Fig. 2 | Stage I multi-center model validation. a. ROC curves of AAS detection on the internal and external validation cohorts. b. Sensitivity of AAS detection in the internal validation cohort (n = 795) and external validation cohorts (cohorts 1-7, n = 6,495). The error bars denote the two-sided 95% confidence interval computed from 1,000 bootstrapping iterations. c. Confusion matrices of AAS detection on the internal and external validation cohorts showing the TPs, TNs, FPs, FNs of AAS detection and the sensitivity, specificity, PPV, NPV calculated from the above. d. Sensitivity of four subtypes (TAAD, TBAD, IMH, PAU) of AAS detection in the internal cohorts (n = 795) and external validation cohorts (cohorts 1-7, n = 6,495). The error bars denote the two-sided 95% confidence interval computed from 1,000 bootstrapping iterations. AAS, acute aortic syndrome; ROC, receiver operating characteristic; AUC, Area Under the Curve; FPs, false positives; FNs, false negatives; TPs, true positives; TNs, true negatives; PPV, positive predictive value; NPV, negative predictive value; TAAD, Stanford Type A dissection; TBAD, Stanford Type B dissection; IMH, intramural hematoma; PAU, penetrating atherosclerotic ulcer.
2. Reader study (n = 2,287): With AI assistance, radiologists at varying experience levels showed improved detection on non-contrast CT—across all four common AAS entities: Stanford type A dissection (TAAD), type B dissection (TBAD), intramural hematoma (IMH), and penetrating atherosclerotic ulcer (PAU).

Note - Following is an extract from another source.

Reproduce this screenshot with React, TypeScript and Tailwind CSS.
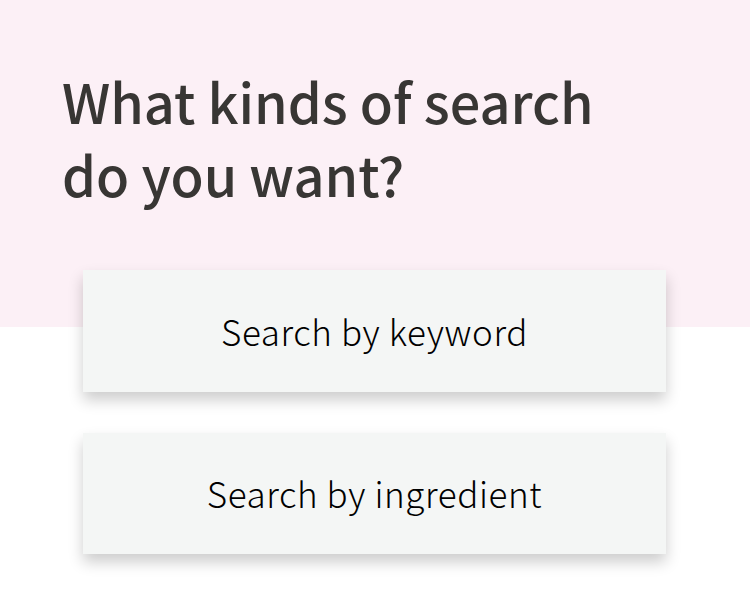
export default function App() {
  return (
    <div
      className="relative min-h-[591px] w-[750px] bg-white"
      style={{ fontFamily: '"Noto Sans CJK JP", "Noto Sans", sans-serif' }}
    >
      {/* Pink header */}
      <div className="h-[327px] bg-[#fcf0f6] px-[62px] pt-[64px]">
        <h1 className="text-[54px] font-medium leading-[73px] text-[#383634]">
          What kinds of search
          <br />
          do you want?
        </h1>
      </div>

      {/* Choices */}
      <div className="-mt-[57px] flex flex-col gap-[41px] px-[83px]">
        <button className="flex h-[122px] w-[583px] items-center justify-center bg-[#f4f6f5] text-[35px] font-light tracking-[0.6px] text-black shadow-[0_8px_14px_rgba(0,0,0,0.2)]">
          Search by keyword
        </button>
        <button className="flex h-[121px] w-[583px] items-center justify-center bg-[#f4f6f5] text-[35px] font-light tracking-[0.6px] text-black shadow-[0_8px_14px_rgba(0,0,0,0.2)]">
          Search by ingredient
        </button>
      </div>
    </div>
  )
}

Fig. 3 | Stage II reader study. a. Comparison between DL model and 11 radiologists with different levels of expertise on non-contrast CT for AAS detection, with or without the assistance of model. b. Sensitivity of 11 radiologists with different levels of expertise on non-contrast CT for four different subtypes of AAS detection, with or without the assistance of model (n = 795 data samples). On each box in b, the central line indicates the median, and the bottom and top edges of the box indicate the 25th and 75th percentiles, respectively. The whiskers extend to 1.5 times the interquartile range. c. Examples of the “visible” positive case of TBAD, “invisible” positive case of IMH, and the negative case with ascending aorta artifact which was not detected by readers on non-contrast CT but well-classified with the assistance of model. ROC, receiver operating characteristic; AUC, Area Under the Curve.
3. Large-scale real-world retrospective study (n = 137,525): Confirmed system robustness across diverse non-contrast CT protocols used in daily practice.
4.Prospective multicenter implementation:
Comparative study (n = 13,846): iAorta alerts integrated into the radiology workflow helped prioritize AI-flagged scans; in a representative case, time to the correct diagnostic pathway dropped from 273 minutes to 56 minutes.
Pilot application study (n = 15,584): iAorta achieved 95.5% sensitivity, 99.4% specificity, 18.6% PPV, and a 99.9% NPV, supporting safe, rapid exclusion of AAS while focusing definitive CTA on higher-risk patients.
Why this matters
Faster triage, earlier treatment: By elevating suspicion directly from non-contrast CT—the initial scan for many chest or abdominal pain patients—iAorta can shorten time to definitive diagnosis and intervention.
Explainable AI for ED workflows: Probability outputs, segmentation masks, and activation maps give clinicians case-specific visual cues, not just a score.
Equity and scalability: In settings where contrast agents, budgets, or staff are limited, a non-contrast CT–based AI can help allocate CTA to those most likely to benefit.
“Our goal was to make the first imaging step count,” said the study team. “iAorta turns an already-available non-contrast CT into a reliable early-warning tool, helping clinicians act faster and with greater confidence.”